The season started like many of Carroll’s since moving to East London in summer 2012; a decent showing on the opening day of the campaign in a 2-1 defeat to Chelsea, challenging the Blues’ backline almost single-handed, instantaneously followed by an injury that would keep him out of action until December.
But since returning towards the end of 2016, Carroll has enjoyed one of those spells that have defined his career as much as his many injury layoffs, where power and presence, combined with cute finishing, has rendered him almost unplayable for opposing defences. West Ham’s results are evidence enough. Since starting against Burnley midway through December, the Hammers have won seven of the nine Premier League games in which Carroll has started; before that, Slaven Bilic’s side had claimed just three top flight victories all season.
Of course, some would argue West Ham’s wayward results were linked with the absence of a natural striker and thus, Carroll has simply fallen into place at just the right time. But individually too, it’s been an impressive few weeks for the former Newcastle man, netting four times in his last four appearances – including a Goal of the Season contender that many are dubbing the best-executed bicycle kick in Premier League history.
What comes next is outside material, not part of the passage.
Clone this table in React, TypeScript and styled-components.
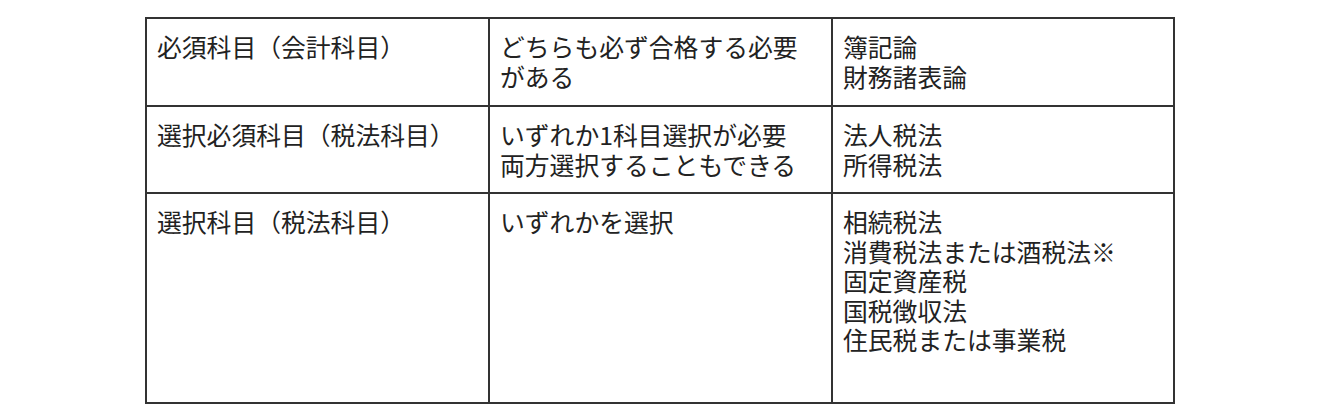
import React from "react";
import styled, { createGlobalStyle } from "styled-components";

const GlobalStyle = createGlobalStyle`
  html, body {
    margin: 0;
    padding: 0;
    background: #ffffff;
  }
`;

const Page = styled.div`
  width: 1320px;
  height: 414px;
  padding-top: 17px;
  box-sizing: border-box;
  display: flex;
  justify-content: center;
  align-items: flex-start;
  background: #fff;
`;

const Table = styled.div`
  display: grid;
  grid-template-columns: 341px 341px 340px;
  grid-template-rows: 86px 85px 208px;
  gap: 2px;
  padding: 2px;
  background: #333;
  font-family: "Noto Sans CJK JP", "Noto Sans", sans-serif;
  font-size: 24.8px;
  line-height: 29.5px;
  color: #222;
`;

const Cell = styled.div`
  background: #fff;
  padding: 13px 10px 0;
  white-space: pre-line;
`;

const rows: string[][] = [
  ["必須科目（会計科目）", "どちらも必ず合格する必要\nがある", "簿記論\n財務諸表論"],
  ["選択必須科目（税法科目）", "いずれか1科目選択が必要\n両方選択することもできる", "法人税法\n所得税法"],
  [
    "選択科目（税法科目）",
    "いずれかを選択",
    "相続税法\n消費税法または酒税法※\n固定資産税\n国税徴収法\n住民税または事業税",
  ],
];

export default function App() {
  return (
    <>
      <GlobalStyle />
      <Page>
        <Table>
          {rows.map((row, i) =>
            row.map((text, j) => <Cell key={`${i}-${j}`}>{text}</Cell>)
          )}
        </Table>
      </Page>
    </>
  );
}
Perhaps that’s generous, but the statistics are tough to argue with. In terms of per-ninety-minutes, Kane is the only English striker to rank higher than Carroll in the Premier League this term, whilst the likes of Sturridge, Rooney and Vardy are way below his 0.7 average – that’s despite Carroll producing less efforts at goal than Sturridge, Rooney and even Kane.
The other statistic that stands out is, inevitably, aerial duels won – undoubtedly Carroll’s defining strength, even if other aspects of his game deserve similar, if not equal, praise. Peter Crouch is the only English striker to rank better in this regard, although it’s worth pointing out that no Premier League player averages higher than Carroll per-match at a staggering 9.2.
Once again, Carroll’s tidy finishing proves he’s more than simply a modern-day Emile Heskey – a monolithic lump of brawn to stick the ball to, in the hope of creating some havoc in the final third. Likewise, only one of his Premier League goals this season have actually come via his head. Nonetheless, logic suggests that will be how he’s utilised by Southgate – an alternative option to give England a more direct and physical approach.
Yet, the stats once again work in Carroll’s favour. After four games in charge, it’s unclear what Southgate’s philosophy is or if he even has one. Thus far, we’ve seen quite simply four measured and balanced performances from England, with no real bias between attack and defence, wing or central play one way or the other.
And although they average significantly lesser than the Hammers in terms of long balls per match this season, 70 compared to 57, the Three Lions have still produced 18 crosses per match during Southgate’s short stint in charge. With five being accurate on average and dynamic full-backs Kyle Walker and Danny Rose in fantastic form, the stats suggest Carroll would get the right kind of supply to capitalise in the air – and England could really do with someone who can, winning just four headers in the opposition box throughout Southgate’s four-game reign.
However, there are alternatives for Southgate to consider. Jermain Defoe is continuing to demonstrate his pedigree, even in a rock-bottom Sunderland side at the age of 34, Peter Crouch is enjoying a renaissance after breaking into the Premier League’s 100-club – both have huge experience at international level – and Troy Deeney’s committed character and street-footballer style could appeal to Southgate.
Likewise, although he doesn’t feature in our infographic because he’s operated mainly as a winger this season, Arsenal’s Theo Walcott could also be an option, boasting 14 goals already this term.
But in terms of old-fashioned No.9s enjoying good form, who can offer something a little different, it’s hard to look past Carroll and his imposing 6 foot 4 frame, which could cause Lithuania all kinds of problems and give Southgate tactical variety upon facing Germany. So, do you think Carroll deserves a recall?